This guy saves trees with old recycled mobile phones
Is it possible to use technology to prevent trees from being cut down? The answer could lie in Rainforest Connection.
Recycling materials and protecting rainforests from illegal logging at the same time. This is Topher White’s brilliant idea, founder of Rainforest Connection, the first system to monitor forests and detect illegal activity in real time.
The system works thanks to old mobile phones connected in series that use a microphone to pick out the sound of chainsaws in the surroundings and transmit it in real time to rangers or whoever is connected to the system in that moment.

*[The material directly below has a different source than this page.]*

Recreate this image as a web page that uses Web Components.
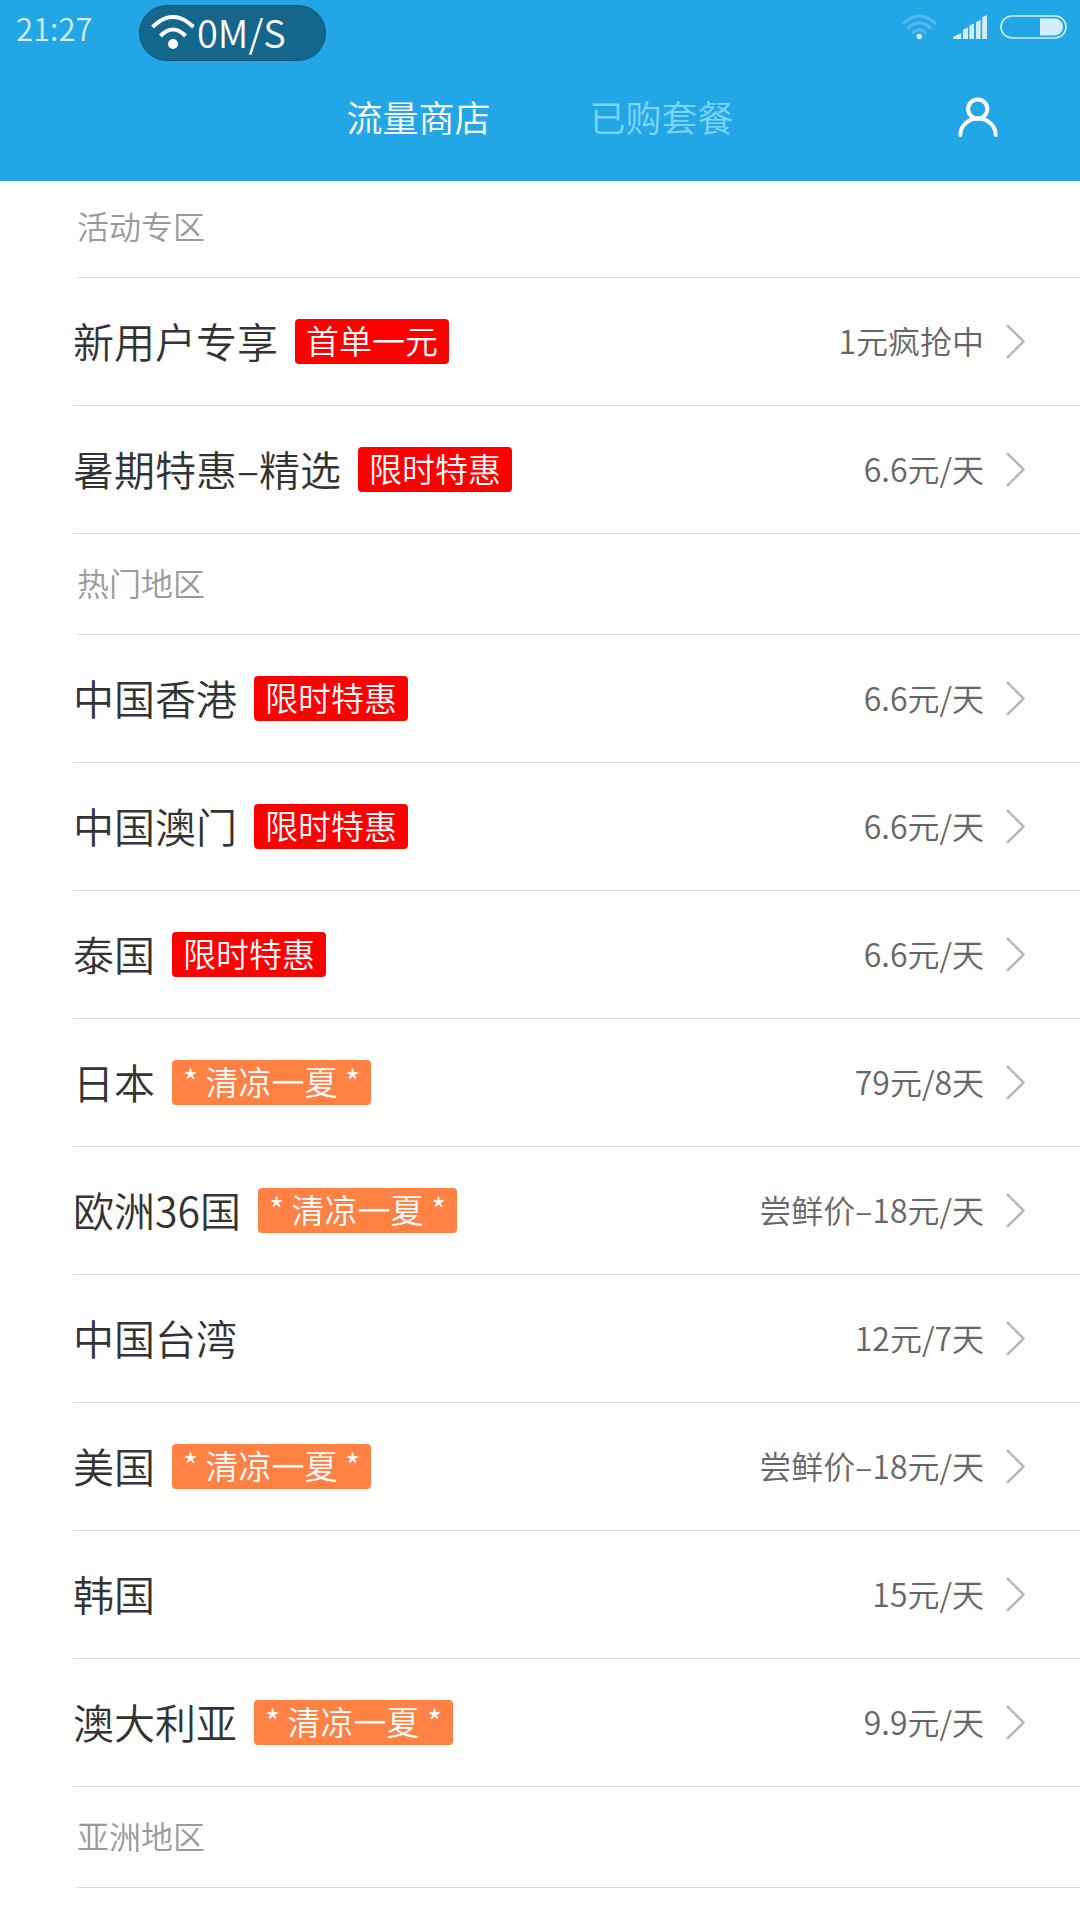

In this way, the area agents can reach the plance and stop the logging in time.
“Why use old, recycled smartphones to guard the rainforest?” the project’s official site reads. “Because it’s simple, inexpensive and it works. Smartphones are arguably the most efficient, advanced, and well-understood computers available on the market today, and each year, more than 150 million phones are discarded in the United States alone. Rainforest Connection can take this ‘trash’ and put it to use immediately”.
A low cost technology, useful to communicate in barely accessible places. A constant monitoring that works globally in all threatened forests. For this reason the first prototypes and tests have been made in Indonesia after applying solar panels in order to have the energy necessary for the device to work.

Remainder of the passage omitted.